A common source of confusion for those looking into and evaluating care options for their loved ones is understanding the difference between a skilled nursing facility and a rehab center. It is common to hear the two terms used interchangeably, but in fact, skilled nursing facilities and rehab centers are very different from each other.
Each type of facility has their own set of specific roles and treatment plans that they offer, and if your loved one needs assistance, you need to know which one is best for them and their care.
What are Rehab Centers?
Rehab centers offer programs that help patients recover from traumatic injuries such as a stroke, spinal cord injury, car accident, or any other event that has affected their ability to live everyday life. These centers employ therapy, treatments, education, and routine medical treatment to help patients develop the skills they need to get back on their feet and moving as they were before their accident or injury.
In addition to helping patients regain their mobility and get better, one of the other main goals is to provide treatment that allows them to live at home without the need for 24/7 care. This means that rehabilitation centers are not long term care facilities. Instead, they are intended to rehabilitate the patient through routine visits where the patient works with a healthcare provider and then returns home when the appointment is over.
What Treatments are Offered at a Rehab Center?
The overall goal of attending rehab is to help you regain any abilities you have lost due to injury or illness, which will allow you to return to everyday living. When you begin rehabilitation, you often have a team of different health care providers helping you determine the goals for your treatments and assisting you in obtaining them through various treatments.

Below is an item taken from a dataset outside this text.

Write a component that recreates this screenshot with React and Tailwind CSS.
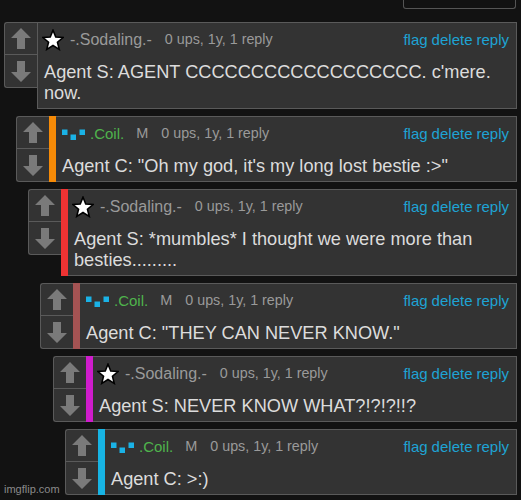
import React from "react";

const comments = [
  { level: 0, user: "s", bar: null, text: "Agent S: AGENT CCCCCCCCCCCCCCCCCC. c'mere. now." },
  { level: 1, user: "c", bar: "bg-[#f58a07]", text: "Agent C: \"Oh my god, it's my long lost bestie :>\"" },
  { level: 2, user: "s", bar: "bg-[#ee3333]", text: "Agent S: *mumbles* I thought we were more than besties........." },
  { level: 3, user: "c", bar: "bg-[#a45353]", text: "Agent C: \"THEY CAN NEVER KNOW.\"" },
  { level: 4, user: "s", bar: "bg-[#cf1ccc]", text: "Agent S: NEVER KNOW WHAT?!?!?!!?" },
  { level: 5, user: "c", bar: "bg-[#17b4e4]", text: "Agent C: >:)" },
];

const indents = ["ml-[4px]", "ml-[16px]", "ml-[28px]", "ml-[40px]", "ml-[53px]", "ml-[65px]"];

function Arrow({ down }) {
  return (
    <svg width="20" height="21" viewBox="0 0 20 21" className={down ? "rotate-180" : ""}>
      <polygon points="10,0 20,10 14,10 14,21 6,21 6,10 0,10" fill="#7a7a7a" />
    </svg>
  );
}

function Star() {
  const pts = [];
  for (let i = 0; i < 10; i++) {
    const r = i % 2 === 0 ? 10.6 : 4.7;
    const a = -Math.PI / 2 + (i * Math.PI) / 5;
    pts.push(`${(11 + r * Math.cos(a)).toFixed(2)},${(11.8 + r * Math.sin(a)).toFixed(2)}`);
  }
  return (
    <svg width="22" height="22" viewBox="0 0 22 22" className="-ml-[2px] h-[22px] w-[22px] shrink-0">
      <polygon points={pts.join(" ")} fill="#ffffff" stroke="#000" strokeWidth="1.6" strokeLinejoin="miter" />
    </svg>
  );
}

function CoilIcon() {
  return (
    <svg width="24" height="11" viewBox="0 0 24 11" className="h-[11px] w-[24px] shrink-0">
      <rect x="0" y="0.5" width="5.5" height="5.5" fill="#1ab2e6" />
      <rect x="8.5" y="5.5" width="5.5" height="5.5" fill="#1ab2e6" />
      <rect x="17.5" y="0.5" width="5.5" height="5.5" fill="#1ab2e6" />
    </svg>
  );
}

function Comment({ c }) {
  return (
    <div className={`flex items-start ${indents[c.level]}`}>
      <div className="flex w-[33px] shrink-0 flex-col rounded-l-[3px] border border-r-0 border-[#5a5a5a] bg-[#333333]">
        <div className="flex h-[32px] items-center justify-center border-b border-[#5a5a5a]">
          <Arrow />
        </div>
        <div className="flex h-[32px] items-center justify-center">
          <Arrow down />
        </div>
      </div>
      {c.bar && <div className={`w-[7px] self-stretch ${c.bar}`} />}
      <div
        className={`flex-1 border-y border-r border-[#5a5a5a] bg-[#333333] pt-[7px] pb-[4px] pr-[7px] ${
          c.bar ? "pl-[6px]" : "border-l pl-[6px]"
        }`}
      >
        <div className="flex h-5 items-center whitespace-nowrap">
          {c.user === "s" ? (
            <>
              <Star />
              <span className="ml-[6px] text-[16px] text-[#9a9a9a]">-.Sodaling.-</span>
            </>
          ) : (
            <>
              <CoilIcon />
              <span className="ml-[4px] text-[15px] text-[#4fb34c]">.Coil.</span>
              <span className="ml-[12px] text-[14.5px] text-[#9a9a9a]">M</span>
            </>
          )}
          <span className="ml-[13px] text-[14.3px] text-[#9a9a9a]">0 ups, 1y, 1 reply</span>
          <div className="ml-auto flex gap-[4px] text-[15px] text-[#1ea3d4]">
            <span>flag</span>
            <span>delete</span>
            <span>reply</span>
          </div>
        </div>
        <div className="mt-[12px] text-[18.2px] leading-[21px] text-[#dcdcdc]">{c.text}</div>
      </div>
    </div>
  );
}

export default function App() {
  return (
    <div
      className="relative h-[500px] w-[521px] overflow-hidden bg-[#121212]"
      style={{ fontFamily: '"Liberation Sans", Arial, sans-serif' }}
    >
      <div className="flex justify-end pr-[5px]">
        <div className="h-[9px] w-[113px] rounded-b-[3px] border-x border-b border-[#555555]" />
      </div>
      <div className="mt-[13px] flex flex-col gap-[7px] pr-[4px]">
        {comments.map((c, i) => (
          <Comment key={i} c={c} />
        ))}
      </div>
      <div className="absolute bottom-[3px] left-[4px] text-[11px] text-[#8a8a8a]">imgflip.com</div>
    </div>
  );
}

Here are some common treatments that a patient may go through in a rehab center:
- Learning how to use assistive devices such as a wheelchair or crutches that help people with disabilities move around
- Cognitive rehabilitation to help relearn or improve skills such as thinking, learning, memory recall, and decision making
- Occupational therapy to help with daily activities
- Speech-language therapy to help with speaking, understanding, writing, reading, and swallowing
- Physical therapy to help regain range of motion as well as to reduce pain
What is a Skilled Nursing Facility?
Skilled nursing facilities provide care and assistance to patients suffering from wide varieties of severe diseases and injuries. These facilities offer many services to help care for their patients, and these services include different types of therapies and long-term care.
Skilled nursing facilities provide some of the same forms of therapy and treatment that a rehabilitation center does. However, they build on this by also offering custodial and long-term care for their patients. Custodial and long-term care is for patients who need more advanced forms of nursing services such as assistance with daily living and intravenous injections (IV) or any other forms of receiving medications.

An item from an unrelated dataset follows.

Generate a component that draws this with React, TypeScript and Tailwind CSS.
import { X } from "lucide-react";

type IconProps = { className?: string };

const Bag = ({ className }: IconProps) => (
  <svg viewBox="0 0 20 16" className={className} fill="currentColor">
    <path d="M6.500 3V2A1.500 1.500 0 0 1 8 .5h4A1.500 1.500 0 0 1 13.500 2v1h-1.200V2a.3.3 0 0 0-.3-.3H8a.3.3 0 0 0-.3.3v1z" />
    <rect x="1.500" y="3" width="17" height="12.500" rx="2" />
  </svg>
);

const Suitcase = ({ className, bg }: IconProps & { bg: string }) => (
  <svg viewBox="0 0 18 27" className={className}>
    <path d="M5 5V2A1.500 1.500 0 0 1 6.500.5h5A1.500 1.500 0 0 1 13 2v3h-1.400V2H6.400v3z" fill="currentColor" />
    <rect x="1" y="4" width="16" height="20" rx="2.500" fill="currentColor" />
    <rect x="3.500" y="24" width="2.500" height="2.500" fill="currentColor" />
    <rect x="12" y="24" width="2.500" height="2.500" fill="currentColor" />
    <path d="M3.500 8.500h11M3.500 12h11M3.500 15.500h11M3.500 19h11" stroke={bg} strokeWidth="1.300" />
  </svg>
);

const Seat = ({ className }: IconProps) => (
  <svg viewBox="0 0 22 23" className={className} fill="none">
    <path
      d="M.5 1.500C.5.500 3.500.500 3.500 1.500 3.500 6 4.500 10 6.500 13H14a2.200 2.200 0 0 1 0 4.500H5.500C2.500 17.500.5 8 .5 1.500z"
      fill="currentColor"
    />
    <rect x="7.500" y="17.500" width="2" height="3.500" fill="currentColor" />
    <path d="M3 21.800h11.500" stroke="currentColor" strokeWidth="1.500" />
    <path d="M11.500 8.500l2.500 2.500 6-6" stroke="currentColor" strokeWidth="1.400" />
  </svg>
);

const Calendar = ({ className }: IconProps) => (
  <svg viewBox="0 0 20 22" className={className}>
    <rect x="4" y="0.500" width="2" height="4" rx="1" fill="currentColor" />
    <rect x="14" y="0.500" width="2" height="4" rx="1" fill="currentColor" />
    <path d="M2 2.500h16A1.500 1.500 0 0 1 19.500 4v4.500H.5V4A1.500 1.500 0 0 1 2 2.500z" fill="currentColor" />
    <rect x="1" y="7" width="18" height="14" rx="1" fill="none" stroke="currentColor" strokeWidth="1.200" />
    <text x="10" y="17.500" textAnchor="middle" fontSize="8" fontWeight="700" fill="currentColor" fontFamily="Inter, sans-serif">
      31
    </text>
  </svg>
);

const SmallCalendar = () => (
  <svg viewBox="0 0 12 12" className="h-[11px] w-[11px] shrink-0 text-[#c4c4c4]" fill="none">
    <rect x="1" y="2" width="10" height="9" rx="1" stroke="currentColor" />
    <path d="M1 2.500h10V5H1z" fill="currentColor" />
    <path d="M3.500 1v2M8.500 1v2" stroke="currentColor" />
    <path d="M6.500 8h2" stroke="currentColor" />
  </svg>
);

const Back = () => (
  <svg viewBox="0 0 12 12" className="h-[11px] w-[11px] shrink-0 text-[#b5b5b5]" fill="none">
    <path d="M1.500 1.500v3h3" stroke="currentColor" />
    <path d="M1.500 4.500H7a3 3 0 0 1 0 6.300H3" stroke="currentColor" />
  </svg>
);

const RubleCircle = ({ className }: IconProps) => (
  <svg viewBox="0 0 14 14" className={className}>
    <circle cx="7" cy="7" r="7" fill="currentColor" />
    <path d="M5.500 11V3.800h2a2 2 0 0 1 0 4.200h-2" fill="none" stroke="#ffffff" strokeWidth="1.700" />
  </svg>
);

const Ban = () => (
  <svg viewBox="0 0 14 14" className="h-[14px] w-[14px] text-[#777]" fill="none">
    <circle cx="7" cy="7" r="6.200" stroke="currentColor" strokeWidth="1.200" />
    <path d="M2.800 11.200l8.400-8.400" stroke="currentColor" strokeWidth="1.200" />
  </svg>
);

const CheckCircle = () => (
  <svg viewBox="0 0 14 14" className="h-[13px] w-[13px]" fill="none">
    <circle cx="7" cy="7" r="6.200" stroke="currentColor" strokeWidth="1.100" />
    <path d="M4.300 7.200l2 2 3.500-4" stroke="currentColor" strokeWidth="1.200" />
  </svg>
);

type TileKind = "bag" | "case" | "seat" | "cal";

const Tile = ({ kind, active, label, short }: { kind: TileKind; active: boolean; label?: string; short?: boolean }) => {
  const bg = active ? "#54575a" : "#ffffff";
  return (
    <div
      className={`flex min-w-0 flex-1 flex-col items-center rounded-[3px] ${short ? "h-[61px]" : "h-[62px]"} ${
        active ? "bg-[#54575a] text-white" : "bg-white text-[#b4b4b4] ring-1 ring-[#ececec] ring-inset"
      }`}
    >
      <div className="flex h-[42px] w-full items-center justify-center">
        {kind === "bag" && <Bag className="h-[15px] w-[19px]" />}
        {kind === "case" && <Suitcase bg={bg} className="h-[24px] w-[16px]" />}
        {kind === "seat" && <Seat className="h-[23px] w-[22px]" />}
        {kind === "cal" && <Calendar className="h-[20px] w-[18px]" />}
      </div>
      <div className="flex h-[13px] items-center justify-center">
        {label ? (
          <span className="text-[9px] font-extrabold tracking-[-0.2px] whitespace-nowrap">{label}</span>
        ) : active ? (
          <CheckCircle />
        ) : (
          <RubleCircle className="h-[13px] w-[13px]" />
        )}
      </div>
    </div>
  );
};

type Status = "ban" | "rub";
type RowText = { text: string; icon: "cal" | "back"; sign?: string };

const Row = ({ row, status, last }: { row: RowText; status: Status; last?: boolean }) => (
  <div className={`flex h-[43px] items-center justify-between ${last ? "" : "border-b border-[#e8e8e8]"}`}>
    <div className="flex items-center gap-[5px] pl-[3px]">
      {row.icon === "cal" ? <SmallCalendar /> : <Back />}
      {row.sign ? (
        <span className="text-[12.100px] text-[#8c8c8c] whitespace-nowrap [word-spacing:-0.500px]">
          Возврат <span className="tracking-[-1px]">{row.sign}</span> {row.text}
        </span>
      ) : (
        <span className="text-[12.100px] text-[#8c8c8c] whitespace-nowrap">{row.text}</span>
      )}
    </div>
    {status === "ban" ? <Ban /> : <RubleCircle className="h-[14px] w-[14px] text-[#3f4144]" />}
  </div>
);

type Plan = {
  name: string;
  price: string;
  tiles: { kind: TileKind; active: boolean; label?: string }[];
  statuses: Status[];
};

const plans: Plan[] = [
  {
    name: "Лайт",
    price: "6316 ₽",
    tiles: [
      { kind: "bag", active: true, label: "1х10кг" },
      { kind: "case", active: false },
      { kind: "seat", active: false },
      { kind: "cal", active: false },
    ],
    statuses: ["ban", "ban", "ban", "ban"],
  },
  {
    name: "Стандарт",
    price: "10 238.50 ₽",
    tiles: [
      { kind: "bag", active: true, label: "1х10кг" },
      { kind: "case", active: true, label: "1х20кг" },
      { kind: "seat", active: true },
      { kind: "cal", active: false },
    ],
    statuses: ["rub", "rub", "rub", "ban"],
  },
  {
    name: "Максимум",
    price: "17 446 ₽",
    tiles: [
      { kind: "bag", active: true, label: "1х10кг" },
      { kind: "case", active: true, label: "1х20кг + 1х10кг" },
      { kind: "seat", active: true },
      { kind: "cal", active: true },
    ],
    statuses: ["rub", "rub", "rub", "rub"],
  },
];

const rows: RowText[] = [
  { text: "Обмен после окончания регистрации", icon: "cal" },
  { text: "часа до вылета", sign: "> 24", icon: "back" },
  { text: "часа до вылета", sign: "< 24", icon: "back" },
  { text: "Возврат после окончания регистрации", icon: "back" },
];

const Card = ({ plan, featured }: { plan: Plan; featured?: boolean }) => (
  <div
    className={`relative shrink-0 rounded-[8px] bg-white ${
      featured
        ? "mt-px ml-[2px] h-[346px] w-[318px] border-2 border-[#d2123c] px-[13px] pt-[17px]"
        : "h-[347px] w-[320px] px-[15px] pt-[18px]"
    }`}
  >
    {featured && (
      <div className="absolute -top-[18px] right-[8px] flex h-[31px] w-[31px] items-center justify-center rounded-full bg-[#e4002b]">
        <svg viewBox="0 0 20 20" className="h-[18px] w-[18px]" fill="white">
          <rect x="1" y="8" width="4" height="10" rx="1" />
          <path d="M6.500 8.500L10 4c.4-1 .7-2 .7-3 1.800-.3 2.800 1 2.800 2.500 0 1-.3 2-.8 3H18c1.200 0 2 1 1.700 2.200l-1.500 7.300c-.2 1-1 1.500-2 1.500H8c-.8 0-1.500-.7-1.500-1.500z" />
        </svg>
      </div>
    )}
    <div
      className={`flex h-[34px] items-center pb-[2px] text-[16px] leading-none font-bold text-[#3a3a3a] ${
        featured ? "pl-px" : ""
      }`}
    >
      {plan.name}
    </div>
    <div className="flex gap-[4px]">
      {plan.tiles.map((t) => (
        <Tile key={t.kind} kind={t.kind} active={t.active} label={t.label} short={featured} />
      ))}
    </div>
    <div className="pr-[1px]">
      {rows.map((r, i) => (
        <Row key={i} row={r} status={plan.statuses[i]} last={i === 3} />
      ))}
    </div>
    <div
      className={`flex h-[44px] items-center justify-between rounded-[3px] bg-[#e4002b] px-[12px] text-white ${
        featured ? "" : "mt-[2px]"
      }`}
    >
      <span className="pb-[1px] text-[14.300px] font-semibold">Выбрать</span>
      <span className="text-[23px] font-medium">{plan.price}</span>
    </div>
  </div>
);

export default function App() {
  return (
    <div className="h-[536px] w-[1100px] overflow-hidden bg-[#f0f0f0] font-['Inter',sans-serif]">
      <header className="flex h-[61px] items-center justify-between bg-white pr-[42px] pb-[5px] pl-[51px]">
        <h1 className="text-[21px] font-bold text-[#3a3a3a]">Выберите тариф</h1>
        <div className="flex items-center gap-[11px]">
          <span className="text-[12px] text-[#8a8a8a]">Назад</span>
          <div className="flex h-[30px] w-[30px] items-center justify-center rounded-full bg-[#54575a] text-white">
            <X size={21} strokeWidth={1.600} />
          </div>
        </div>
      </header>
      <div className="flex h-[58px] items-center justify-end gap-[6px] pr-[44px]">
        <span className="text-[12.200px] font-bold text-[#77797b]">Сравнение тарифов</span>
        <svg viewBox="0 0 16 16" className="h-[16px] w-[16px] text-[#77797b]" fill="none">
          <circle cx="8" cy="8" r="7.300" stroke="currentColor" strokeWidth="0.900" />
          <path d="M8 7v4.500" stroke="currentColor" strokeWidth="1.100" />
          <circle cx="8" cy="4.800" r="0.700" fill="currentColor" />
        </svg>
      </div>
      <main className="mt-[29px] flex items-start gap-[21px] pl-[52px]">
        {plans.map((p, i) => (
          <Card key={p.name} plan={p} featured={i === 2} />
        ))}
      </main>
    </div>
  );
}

What Treatments are Offered at a Skilled Nursing Center?
Skilled nursing centers provide a level of care beyond the treatment and accessibility offered at a rehab center. Skilled nursing facilities provide most of the services that a rehab center do, but they are the only ones who can do the following:
- Wound Care
- Intravenous Therapy
- Monitoring of Vitals
- 24/7 Care
If your loved one needs advanced care and treatment, then a skilled nursing facility is the best option for them.

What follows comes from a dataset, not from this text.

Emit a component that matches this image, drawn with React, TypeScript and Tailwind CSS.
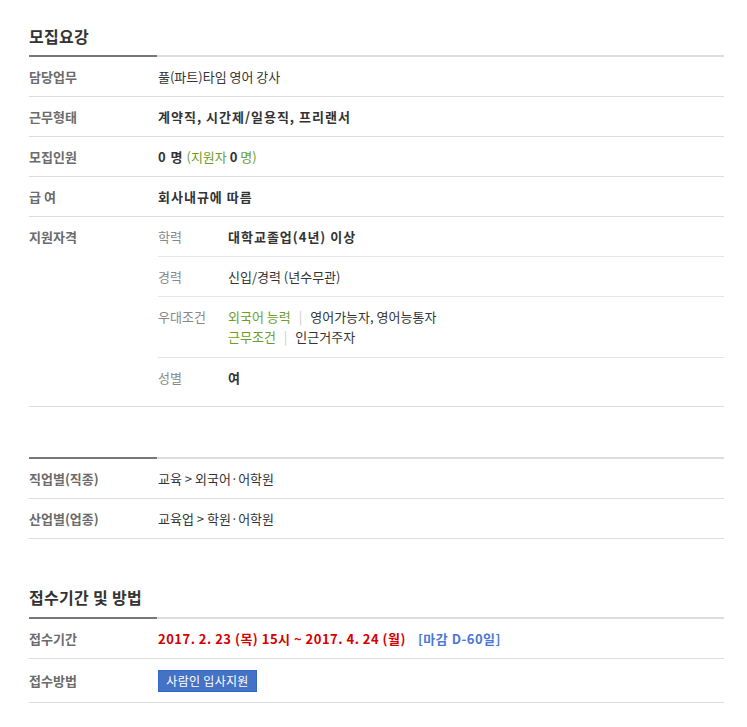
import React from 'react';

const FONT = { fontFamily: '"Noto Sans CJK KR", "Noto Sans", sans-serif' };

// section heading with the two-tone underline bar
function SectionTitle({ title, gap }: { title: string; gap: string }) {
  return (
    <div>
      <h2 className="text-[16px] leading-[24px] font-bold text-[#333] tracking-[0.3px]">{title}</h2>
      <div className={`flex h-[2px] ${gap}`}>
        <div className="w-[128px] bg-[#777]" />
        <div className="flex-1 bg-[#ddd]" />
      </div>
    </div>
  );
}

function Row({ label, children, tall }: { label: string; children: React.ReactNode; tall?: boolean }) {
  return (
    <div className={`flex items-center border-b border-[#ddd] ${tall ? 'h-[44px]' : 'h-[40px]'}`}>
      <div className="w-[129px] shrink-0 font-bold text-[#6b6b6b]">{label}</div>
      <div className="flex-1 text-[#333]">{children}</div>
    </div>
  );
}

function SubRow({ label, children, last }: { label: string; children: React.ReactNode; last?: boolean }) {
  return (
    <div className={`flex items-start py-[10px] ${last ? '' : 'border-b border-[#e5e5e5]'}`}>
      <div className="w-[70px] shrink-0 leading-[19px] text-[#888]">{label}</div>
      <div className="flex-1 leading-[19px] text-[#333]">{children}</div>
    </div>
  );
}

const Sep = () => <span className="mx-[8px] text-[#ccc]">|</span>;

export default function App() {
  return (
    <div className="min-h-[727px] bg-white pl-[29px] pr-[23px] pt-[24px] text-[13px]" style={FONT}>
      {/* 모집요강 */}
      <SectionTitle title="모집요강" gap="mt-[7px]" />
      <Row label="담당업무">풀(파트)타임 영어 강사</Row>
      <Row label="근무형태"><b className="tracking-[1px]">계약직, 시간제/일용직, 프리랜서</b></Row>
      <Row label="모집인원">
        <b className="tracking-[1px]">0 명</b>{' '}
        <span className="text-[#6d9c2d]">(지원자 <b className="text-[#333]">0</b> 명)</span>
      </Row>
      <Row label="급 여"><b className="tracking-[1px]">회사내규에 따름</b></Row>

      <div className="flex border-b border-[#ddd] pb-[9px]">
        <div className="w-[129px] shrink-0 pt-[10px] leading-[19px] font-bold text-[#6b6b6b]">지원자격</div>
        <div className="flex-1">
          <SubRow label="학력"><b className="tracking-[1px]">대학교졸업(4년) 이상</b></SubRow>
          <SubRow label="경력">신입/경력 (년수무관)</SubRow>
          <SubRow label="우대조건">
            <div className="leading-[20px]">
              <span className="text-[#6d9c2d]">외국어 능력</span><Sep />영어가능자, 영어능통자
            </div>
            <div className="leading-[20px]">
              <span className="text-[#6d9c2d]">근무조건</span><Sep />인근거주자
            </div>
          </SubRow>
          <SubRow label="성별" last><b>여</b></SubRow>
        </div>
      </div>

      {/* 직종 / 업종 */}
      <div className="mt-[50px] flex h-[2px]">
        <div className="w-[128px] bg-[#777]" />
        <div className="flex-1 bg-[#ddd]" />
      </div>
      <Row label="직업별(직종)">교육 &gt; 외국어·어학원</Row>
      <Row label="산업별(업종)">교육업 &gt; 학원·어학원</Row>

      {/* 접수기간 및 방법 */}
      <div className="mt-[46px]">
        <SectionTitle title="접수기간 및 방법" gap="mt-[8px]" />
      </div>
      <Row label="접수기간">
        <span className="font-bold tracking-[0.5px] text-[#d40000]">2017. 2. 23 (목) 15시 ~ 2017. 4. 24 (월)</span>
        <span className="ml-[12px] font-bold tracking-[0.5px] text-[#4b78d6]">[마감 D-60일]</span>
      </Row>
      <Row label="접수방법" tall>
        <button className="h-[22px] w-[99px] border border-[#3366cc] bg-[#4472c4] text-[12px] leading-[20px] tracking-[0.3px] text-white">
          사람인 입사지원
        </button>
      </Row>
    </div>
  );
}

How to Choose Between a Skilled Nursing Center and a Rehab Center
If you are determining which treatment center is best for a loved one, here are two of the most important factors to consider:
Length of Stay
The main determining factor in deciding which treatment facility is best for your loved one is the amount of care they will need. If your loved one sustained a superficial injury that does not require daily physical therapy and treatment, then a rehab center is best for them. If your loved one suffered a devasting injury that requires daily treatment and limits their ability to perform everyday tasks, then a skilled nursing center is best for them.
Costs and Coverage
While your loved one may be eligible for full or partial coverage of their treatment through Medicare, they may still be required to pay a deductible for any in-patient, long term care. This means that if your loved one needs to stay in a skilled nursing facility with around the clock care, it will cost more.